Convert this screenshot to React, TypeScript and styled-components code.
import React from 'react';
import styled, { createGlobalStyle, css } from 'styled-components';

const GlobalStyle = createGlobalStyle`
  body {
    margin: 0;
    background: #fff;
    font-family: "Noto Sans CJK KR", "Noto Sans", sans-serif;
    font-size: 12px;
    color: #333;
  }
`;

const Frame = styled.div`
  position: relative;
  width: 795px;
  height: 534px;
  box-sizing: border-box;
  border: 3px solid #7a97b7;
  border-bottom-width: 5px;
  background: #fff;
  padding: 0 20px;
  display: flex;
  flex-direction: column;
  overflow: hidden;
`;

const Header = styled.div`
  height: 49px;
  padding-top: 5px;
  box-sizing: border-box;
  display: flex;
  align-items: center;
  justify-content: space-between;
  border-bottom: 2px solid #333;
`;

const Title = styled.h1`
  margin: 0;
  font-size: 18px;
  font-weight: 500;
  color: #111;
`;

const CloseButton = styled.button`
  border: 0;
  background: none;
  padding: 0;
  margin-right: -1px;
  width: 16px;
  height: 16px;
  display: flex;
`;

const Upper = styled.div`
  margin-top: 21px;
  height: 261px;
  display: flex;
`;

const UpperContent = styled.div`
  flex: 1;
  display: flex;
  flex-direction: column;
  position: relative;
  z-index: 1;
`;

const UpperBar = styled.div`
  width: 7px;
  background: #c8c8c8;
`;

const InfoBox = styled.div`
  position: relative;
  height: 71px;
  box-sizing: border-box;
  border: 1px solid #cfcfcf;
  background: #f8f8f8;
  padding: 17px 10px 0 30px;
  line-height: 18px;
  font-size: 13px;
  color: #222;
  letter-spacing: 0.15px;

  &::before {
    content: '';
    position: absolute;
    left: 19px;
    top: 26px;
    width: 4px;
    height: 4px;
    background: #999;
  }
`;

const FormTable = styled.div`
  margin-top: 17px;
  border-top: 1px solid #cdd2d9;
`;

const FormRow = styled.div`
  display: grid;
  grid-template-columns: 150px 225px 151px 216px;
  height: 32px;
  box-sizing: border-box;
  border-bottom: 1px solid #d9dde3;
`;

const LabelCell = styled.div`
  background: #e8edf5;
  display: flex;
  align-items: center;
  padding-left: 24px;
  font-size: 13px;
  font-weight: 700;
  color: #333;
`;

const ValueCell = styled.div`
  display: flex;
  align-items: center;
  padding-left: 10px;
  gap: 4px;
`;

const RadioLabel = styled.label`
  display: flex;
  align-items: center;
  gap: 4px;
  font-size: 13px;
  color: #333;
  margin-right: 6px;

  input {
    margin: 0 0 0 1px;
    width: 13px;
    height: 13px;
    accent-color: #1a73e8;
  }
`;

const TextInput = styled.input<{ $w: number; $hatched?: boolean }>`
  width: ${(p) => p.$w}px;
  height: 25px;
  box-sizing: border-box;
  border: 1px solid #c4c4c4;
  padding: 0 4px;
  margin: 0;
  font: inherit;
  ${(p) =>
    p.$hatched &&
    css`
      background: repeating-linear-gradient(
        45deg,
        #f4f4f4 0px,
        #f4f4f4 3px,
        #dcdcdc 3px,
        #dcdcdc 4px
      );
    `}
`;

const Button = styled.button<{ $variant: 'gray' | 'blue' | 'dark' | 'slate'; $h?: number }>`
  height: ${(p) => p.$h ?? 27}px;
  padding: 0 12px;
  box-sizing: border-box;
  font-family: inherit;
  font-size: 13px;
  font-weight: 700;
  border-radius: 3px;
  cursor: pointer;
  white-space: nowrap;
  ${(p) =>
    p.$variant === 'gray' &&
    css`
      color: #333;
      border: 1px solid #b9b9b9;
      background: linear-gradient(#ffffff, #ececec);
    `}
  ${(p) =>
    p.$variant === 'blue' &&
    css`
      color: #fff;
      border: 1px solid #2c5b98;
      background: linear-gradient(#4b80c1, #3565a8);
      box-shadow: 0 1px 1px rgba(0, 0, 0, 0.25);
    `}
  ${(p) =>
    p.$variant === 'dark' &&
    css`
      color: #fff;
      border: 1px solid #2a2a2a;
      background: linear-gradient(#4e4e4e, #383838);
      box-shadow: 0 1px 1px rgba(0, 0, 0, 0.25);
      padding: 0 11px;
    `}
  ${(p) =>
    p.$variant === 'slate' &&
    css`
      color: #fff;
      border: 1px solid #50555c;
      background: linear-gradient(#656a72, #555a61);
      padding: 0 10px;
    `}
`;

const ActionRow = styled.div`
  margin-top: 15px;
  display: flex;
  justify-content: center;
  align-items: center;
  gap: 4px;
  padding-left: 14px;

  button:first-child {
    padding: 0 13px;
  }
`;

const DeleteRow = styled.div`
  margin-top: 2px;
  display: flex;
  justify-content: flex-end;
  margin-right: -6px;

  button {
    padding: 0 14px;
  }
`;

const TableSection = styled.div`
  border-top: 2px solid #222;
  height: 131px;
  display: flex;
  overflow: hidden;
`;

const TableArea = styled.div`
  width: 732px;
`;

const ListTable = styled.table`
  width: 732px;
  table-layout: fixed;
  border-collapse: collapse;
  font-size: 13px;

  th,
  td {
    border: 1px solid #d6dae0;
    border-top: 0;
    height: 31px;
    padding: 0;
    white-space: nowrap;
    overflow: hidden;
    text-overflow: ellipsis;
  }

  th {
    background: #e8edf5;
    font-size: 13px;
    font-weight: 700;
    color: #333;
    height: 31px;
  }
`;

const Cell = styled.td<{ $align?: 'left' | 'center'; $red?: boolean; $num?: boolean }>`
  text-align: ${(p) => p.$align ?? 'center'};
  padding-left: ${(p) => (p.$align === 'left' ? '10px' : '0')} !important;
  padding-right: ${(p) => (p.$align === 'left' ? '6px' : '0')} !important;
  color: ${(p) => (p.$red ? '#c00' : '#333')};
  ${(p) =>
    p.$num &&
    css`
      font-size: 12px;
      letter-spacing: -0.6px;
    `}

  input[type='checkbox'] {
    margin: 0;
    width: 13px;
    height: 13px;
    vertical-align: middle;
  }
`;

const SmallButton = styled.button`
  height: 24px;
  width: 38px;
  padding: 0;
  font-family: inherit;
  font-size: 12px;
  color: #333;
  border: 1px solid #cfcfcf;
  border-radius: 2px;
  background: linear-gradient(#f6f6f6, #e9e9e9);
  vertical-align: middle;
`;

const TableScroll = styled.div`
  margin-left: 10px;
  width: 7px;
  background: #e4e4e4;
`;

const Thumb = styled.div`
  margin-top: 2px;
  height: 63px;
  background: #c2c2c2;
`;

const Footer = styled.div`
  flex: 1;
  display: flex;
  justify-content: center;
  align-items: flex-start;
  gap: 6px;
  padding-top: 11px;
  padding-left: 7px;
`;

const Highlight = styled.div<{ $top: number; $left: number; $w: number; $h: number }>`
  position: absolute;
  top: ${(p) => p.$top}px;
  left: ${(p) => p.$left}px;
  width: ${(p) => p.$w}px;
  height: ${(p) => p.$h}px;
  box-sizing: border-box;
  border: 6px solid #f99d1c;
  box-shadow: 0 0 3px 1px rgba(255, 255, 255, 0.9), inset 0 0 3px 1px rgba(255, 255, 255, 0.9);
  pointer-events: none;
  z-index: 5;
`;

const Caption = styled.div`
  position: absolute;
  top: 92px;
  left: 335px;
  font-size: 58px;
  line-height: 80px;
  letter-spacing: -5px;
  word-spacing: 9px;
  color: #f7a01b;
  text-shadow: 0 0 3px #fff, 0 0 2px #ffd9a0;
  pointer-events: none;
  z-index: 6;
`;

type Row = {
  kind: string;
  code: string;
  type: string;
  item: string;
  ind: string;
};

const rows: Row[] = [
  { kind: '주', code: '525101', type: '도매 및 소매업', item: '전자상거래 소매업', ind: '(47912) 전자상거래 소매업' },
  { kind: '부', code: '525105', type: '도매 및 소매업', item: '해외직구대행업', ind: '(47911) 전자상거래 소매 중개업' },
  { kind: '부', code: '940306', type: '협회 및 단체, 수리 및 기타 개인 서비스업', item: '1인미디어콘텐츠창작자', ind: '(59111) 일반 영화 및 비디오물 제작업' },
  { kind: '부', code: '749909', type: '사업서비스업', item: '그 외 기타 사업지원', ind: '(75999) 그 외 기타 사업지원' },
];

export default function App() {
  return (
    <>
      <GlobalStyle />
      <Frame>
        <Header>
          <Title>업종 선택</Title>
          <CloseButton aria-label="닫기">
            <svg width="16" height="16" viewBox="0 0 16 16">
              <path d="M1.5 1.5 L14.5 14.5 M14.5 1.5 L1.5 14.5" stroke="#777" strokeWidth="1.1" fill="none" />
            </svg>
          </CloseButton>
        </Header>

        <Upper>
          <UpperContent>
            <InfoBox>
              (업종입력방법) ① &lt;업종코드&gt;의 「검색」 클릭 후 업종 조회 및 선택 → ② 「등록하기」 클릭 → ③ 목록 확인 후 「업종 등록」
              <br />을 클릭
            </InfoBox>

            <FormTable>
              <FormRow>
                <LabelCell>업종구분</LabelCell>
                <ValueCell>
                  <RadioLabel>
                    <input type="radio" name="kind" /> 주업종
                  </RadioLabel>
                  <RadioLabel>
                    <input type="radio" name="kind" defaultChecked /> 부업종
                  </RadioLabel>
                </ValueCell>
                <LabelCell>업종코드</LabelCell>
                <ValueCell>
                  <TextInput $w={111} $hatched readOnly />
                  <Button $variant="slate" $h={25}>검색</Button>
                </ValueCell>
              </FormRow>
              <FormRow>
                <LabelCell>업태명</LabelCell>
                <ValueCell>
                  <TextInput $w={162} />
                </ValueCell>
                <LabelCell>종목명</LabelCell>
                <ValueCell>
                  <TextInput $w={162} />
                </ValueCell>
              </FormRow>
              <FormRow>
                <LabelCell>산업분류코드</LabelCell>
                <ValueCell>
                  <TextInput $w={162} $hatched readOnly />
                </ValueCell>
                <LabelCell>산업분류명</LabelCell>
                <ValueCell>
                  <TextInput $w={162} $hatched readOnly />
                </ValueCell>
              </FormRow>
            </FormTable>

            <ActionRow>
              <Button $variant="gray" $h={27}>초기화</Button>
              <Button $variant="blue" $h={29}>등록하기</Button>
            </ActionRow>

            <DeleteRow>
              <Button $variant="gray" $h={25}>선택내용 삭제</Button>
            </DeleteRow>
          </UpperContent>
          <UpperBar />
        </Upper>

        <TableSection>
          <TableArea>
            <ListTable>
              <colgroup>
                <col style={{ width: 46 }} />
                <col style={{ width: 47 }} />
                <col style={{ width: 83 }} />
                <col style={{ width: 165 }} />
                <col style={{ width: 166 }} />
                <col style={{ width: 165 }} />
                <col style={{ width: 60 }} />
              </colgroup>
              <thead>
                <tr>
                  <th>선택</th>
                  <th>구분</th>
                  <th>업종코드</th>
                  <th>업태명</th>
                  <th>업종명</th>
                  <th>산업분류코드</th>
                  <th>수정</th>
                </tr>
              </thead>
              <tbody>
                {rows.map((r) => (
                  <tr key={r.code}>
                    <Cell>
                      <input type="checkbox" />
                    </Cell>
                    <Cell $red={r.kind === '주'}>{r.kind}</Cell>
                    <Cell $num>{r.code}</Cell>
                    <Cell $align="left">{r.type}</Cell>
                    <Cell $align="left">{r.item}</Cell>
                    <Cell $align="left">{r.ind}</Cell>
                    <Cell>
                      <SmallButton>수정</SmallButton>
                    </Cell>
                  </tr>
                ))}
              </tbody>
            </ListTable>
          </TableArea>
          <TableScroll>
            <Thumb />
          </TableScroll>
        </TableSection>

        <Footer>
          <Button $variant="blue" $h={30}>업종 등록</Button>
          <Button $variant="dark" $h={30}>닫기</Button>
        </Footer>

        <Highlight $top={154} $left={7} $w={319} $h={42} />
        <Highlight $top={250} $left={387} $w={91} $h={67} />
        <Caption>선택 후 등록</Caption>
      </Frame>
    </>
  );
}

+---+

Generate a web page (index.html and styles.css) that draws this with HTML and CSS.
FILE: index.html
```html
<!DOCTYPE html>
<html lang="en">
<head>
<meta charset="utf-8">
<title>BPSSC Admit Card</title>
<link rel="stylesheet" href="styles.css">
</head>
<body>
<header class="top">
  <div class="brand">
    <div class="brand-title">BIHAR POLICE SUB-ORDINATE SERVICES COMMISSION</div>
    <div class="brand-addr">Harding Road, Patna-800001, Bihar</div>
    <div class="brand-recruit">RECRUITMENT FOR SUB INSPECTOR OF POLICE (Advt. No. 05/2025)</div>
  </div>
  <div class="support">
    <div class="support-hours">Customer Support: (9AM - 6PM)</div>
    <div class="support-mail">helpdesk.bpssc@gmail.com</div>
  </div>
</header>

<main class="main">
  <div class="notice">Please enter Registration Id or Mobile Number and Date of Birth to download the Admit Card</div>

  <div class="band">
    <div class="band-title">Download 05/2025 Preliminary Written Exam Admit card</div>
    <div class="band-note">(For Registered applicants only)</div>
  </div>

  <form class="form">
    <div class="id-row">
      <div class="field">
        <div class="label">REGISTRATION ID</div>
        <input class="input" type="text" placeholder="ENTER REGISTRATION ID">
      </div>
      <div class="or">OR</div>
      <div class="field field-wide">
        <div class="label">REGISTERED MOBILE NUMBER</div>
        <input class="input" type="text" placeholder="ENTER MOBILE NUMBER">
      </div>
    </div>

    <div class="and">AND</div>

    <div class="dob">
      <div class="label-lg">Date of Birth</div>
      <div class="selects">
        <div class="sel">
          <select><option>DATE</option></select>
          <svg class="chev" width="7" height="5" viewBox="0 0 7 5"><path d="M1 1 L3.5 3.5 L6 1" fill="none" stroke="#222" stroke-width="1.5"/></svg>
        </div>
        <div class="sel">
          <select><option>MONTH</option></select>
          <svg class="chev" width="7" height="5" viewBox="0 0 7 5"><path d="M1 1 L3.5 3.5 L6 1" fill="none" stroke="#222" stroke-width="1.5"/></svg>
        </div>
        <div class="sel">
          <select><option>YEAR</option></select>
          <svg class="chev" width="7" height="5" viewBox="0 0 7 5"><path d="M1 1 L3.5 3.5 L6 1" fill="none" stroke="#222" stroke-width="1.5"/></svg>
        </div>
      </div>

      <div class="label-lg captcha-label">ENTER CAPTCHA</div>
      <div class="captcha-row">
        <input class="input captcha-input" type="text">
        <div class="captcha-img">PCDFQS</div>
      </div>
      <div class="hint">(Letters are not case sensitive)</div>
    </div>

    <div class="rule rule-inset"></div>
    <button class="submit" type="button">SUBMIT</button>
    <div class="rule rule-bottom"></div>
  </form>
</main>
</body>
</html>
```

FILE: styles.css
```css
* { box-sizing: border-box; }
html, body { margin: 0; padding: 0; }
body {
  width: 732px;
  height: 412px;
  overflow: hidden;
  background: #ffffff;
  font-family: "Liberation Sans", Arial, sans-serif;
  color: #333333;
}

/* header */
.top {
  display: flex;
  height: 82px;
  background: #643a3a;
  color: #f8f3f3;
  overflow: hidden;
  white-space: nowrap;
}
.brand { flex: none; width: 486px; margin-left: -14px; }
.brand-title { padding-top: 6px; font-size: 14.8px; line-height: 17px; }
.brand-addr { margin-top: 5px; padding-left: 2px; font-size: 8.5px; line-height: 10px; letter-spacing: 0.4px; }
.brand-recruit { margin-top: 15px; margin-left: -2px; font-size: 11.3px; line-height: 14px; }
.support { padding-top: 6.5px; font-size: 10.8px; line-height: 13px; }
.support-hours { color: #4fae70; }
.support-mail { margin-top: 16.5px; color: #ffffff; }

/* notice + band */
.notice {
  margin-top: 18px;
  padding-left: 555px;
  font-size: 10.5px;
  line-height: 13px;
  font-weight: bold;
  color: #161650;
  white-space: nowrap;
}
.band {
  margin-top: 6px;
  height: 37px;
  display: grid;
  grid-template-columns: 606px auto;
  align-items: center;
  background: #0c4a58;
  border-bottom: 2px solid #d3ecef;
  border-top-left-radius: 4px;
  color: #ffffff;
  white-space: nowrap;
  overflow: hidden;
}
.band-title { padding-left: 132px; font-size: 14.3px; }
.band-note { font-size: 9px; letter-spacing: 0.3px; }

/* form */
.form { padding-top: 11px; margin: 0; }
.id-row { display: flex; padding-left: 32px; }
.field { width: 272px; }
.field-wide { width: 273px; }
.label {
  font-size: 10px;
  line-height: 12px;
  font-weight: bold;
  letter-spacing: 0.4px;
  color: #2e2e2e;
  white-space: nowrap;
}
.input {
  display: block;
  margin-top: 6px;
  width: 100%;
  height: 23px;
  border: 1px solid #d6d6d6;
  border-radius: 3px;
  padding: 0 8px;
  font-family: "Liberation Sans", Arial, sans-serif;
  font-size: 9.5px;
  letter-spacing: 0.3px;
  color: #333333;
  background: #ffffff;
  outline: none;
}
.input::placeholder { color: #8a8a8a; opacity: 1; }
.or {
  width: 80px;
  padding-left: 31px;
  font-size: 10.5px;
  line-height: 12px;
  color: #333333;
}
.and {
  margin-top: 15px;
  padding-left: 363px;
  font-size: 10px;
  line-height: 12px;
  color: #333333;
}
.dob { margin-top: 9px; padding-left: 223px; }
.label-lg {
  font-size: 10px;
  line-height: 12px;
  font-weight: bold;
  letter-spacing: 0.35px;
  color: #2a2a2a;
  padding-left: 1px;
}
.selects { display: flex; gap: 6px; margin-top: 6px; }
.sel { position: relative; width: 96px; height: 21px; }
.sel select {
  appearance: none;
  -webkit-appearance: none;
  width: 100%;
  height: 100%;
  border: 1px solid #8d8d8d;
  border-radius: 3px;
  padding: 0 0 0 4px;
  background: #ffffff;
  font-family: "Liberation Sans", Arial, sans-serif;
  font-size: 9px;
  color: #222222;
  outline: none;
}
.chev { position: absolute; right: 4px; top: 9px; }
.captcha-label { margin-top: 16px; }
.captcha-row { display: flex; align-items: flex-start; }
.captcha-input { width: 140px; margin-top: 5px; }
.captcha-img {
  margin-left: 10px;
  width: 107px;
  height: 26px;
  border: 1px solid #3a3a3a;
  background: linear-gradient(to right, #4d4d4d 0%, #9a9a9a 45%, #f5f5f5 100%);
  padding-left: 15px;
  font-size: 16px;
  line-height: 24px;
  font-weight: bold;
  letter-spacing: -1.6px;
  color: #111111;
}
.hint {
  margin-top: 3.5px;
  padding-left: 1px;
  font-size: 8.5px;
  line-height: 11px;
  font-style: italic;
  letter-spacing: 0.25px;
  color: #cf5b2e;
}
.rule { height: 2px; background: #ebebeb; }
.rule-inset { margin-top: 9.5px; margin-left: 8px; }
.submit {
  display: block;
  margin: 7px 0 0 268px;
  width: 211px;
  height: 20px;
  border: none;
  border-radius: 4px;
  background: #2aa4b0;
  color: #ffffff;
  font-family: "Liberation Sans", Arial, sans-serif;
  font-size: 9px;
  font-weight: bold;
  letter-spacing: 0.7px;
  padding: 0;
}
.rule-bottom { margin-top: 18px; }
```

+---+

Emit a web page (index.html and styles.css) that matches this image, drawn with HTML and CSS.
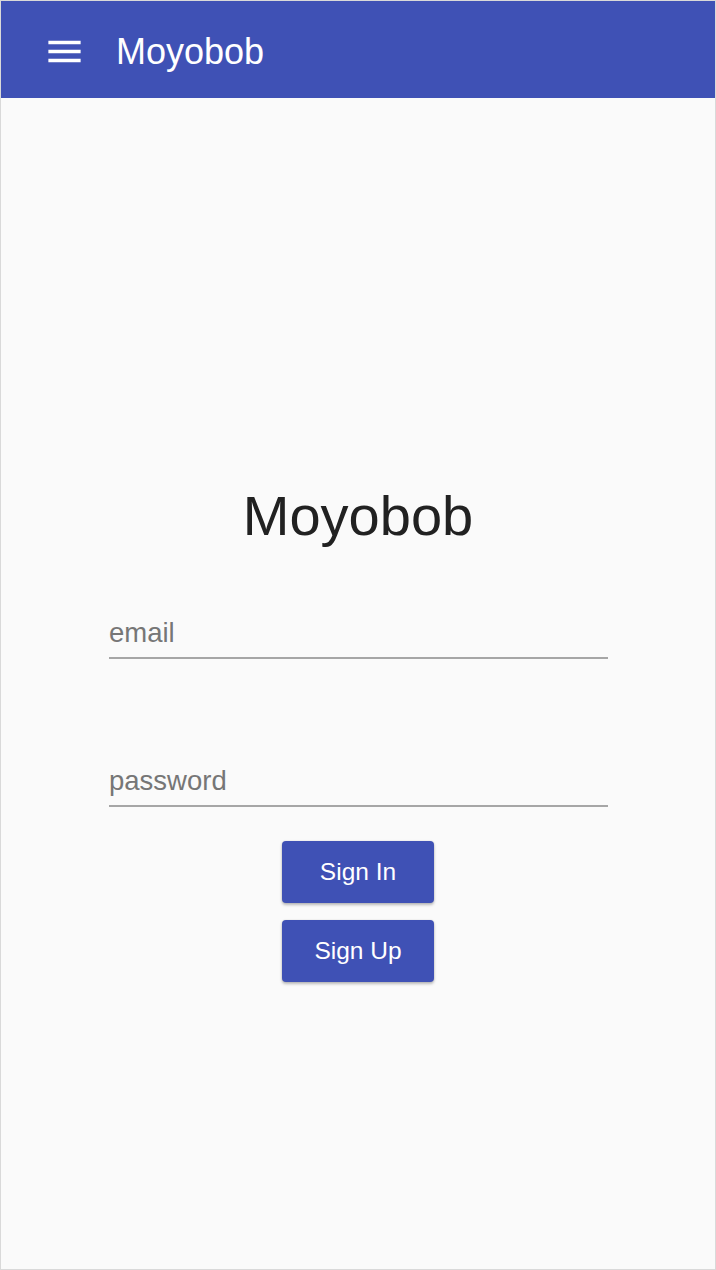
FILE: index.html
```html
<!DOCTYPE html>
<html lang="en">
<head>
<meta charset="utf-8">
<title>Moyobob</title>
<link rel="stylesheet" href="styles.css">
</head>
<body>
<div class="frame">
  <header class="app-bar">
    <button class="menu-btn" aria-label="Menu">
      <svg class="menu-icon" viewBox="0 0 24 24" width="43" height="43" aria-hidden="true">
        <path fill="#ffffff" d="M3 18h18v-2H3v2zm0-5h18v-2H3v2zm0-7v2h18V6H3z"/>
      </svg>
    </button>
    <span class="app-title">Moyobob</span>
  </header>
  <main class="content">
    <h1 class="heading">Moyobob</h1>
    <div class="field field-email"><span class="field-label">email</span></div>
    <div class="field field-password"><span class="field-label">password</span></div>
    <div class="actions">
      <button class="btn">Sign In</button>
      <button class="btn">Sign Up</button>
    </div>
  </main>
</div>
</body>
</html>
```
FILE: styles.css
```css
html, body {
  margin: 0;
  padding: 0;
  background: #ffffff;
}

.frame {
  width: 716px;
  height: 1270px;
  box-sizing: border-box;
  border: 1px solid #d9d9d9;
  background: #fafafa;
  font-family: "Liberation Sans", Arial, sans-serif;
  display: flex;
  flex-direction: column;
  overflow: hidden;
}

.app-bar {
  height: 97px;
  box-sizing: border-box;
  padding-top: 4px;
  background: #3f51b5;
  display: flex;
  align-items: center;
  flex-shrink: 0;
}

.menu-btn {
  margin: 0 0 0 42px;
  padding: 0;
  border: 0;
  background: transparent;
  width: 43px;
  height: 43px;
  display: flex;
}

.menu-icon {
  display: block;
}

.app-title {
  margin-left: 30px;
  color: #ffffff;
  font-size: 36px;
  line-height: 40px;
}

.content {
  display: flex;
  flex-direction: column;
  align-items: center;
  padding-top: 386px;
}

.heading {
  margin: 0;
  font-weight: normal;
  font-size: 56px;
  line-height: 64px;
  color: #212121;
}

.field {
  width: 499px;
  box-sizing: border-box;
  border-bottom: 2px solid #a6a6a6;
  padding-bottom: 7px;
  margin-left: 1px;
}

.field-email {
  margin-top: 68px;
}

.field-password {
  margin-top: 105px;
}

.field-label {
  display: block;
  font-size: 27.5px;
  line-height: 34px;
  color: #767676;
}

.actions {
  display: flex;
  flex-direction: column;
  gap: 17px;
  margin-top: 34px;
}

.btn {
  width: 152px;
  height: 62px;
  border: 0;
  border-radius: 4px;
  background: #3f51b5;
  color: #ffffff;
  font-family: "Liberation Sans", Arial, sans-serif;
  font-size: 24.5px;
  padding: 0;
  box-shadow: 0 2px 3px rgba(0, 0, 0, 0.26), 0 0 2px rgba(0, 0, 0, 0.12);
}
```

+---+

Starting with the line with "Convert this screenshot" and ending with the line with "letter-spacing: 0.15px;", extract every line exactly and nothing outside that span.

Convert this screenshot to React, TypeScript and styled-components code.
import React from 'react';
import styled, { createGlobalStyle, css } from 'styled-components';

const GlobalStyle = createGlobalStyle`
  body {
    margin: 0;
    background: #fff;
    font-family: "Noto Sans CJK KR", "Noto Sans", sans-serif;
    font-size: 12px;
    color: #333;
  }
`;

const Frame = styled.div`
  position: relative;
  width: 795px;
  height: 534px;
  box-sizing: border-box;
  border: 3px solid #7a97b7;
  border-bottom-width: 5px;
  background: #fff;
  padding: 0 20px;
  display: flex;
  flex-direction: column;
  overflow: hidden;
`;

const Header = styled.div`
  height: 49px;
  padding-top: 5px;
  box-sizing: border-box;
  display: flex;
  align-items: center;
  justify-content: space-between;
  border-bottom: 2px solid #333;
`;

const Title = styled.h1`
  margin: 0;
  font-size: 18px;
  font-weight: 500;
  color: #111;
`;

const CloseButton = styled.button`
  border: 0;
  background: none;
  padding: 0;
  margin-right: -1px;
  width: 16px;
  height: 16px;
  display: flex;
`;

const Upper = styled.div`
  margin-top: 21px;
  height: 261px;
  display: flex;
`;

const UpperContent = styled.div`
  flex: 1;
  display: flex;
  flex-direction: column;
  position: relative;
  z-index: 1;
`;

const UpperBar = styled.div`
  width: 7px;
  background: #c8c8c8;
`;

const InfoBox = styled.div`
  position: relative;
  height: 71px;
  box-sizing: border-box;
  border: 1px solid #cfcfcf;
  background: #f8f8f8;
  padding: 17px 10px 0 30px;
  line-height: 18px;
  font-size: 13px;
  color: #222;
  letter-spacing: 0.15px;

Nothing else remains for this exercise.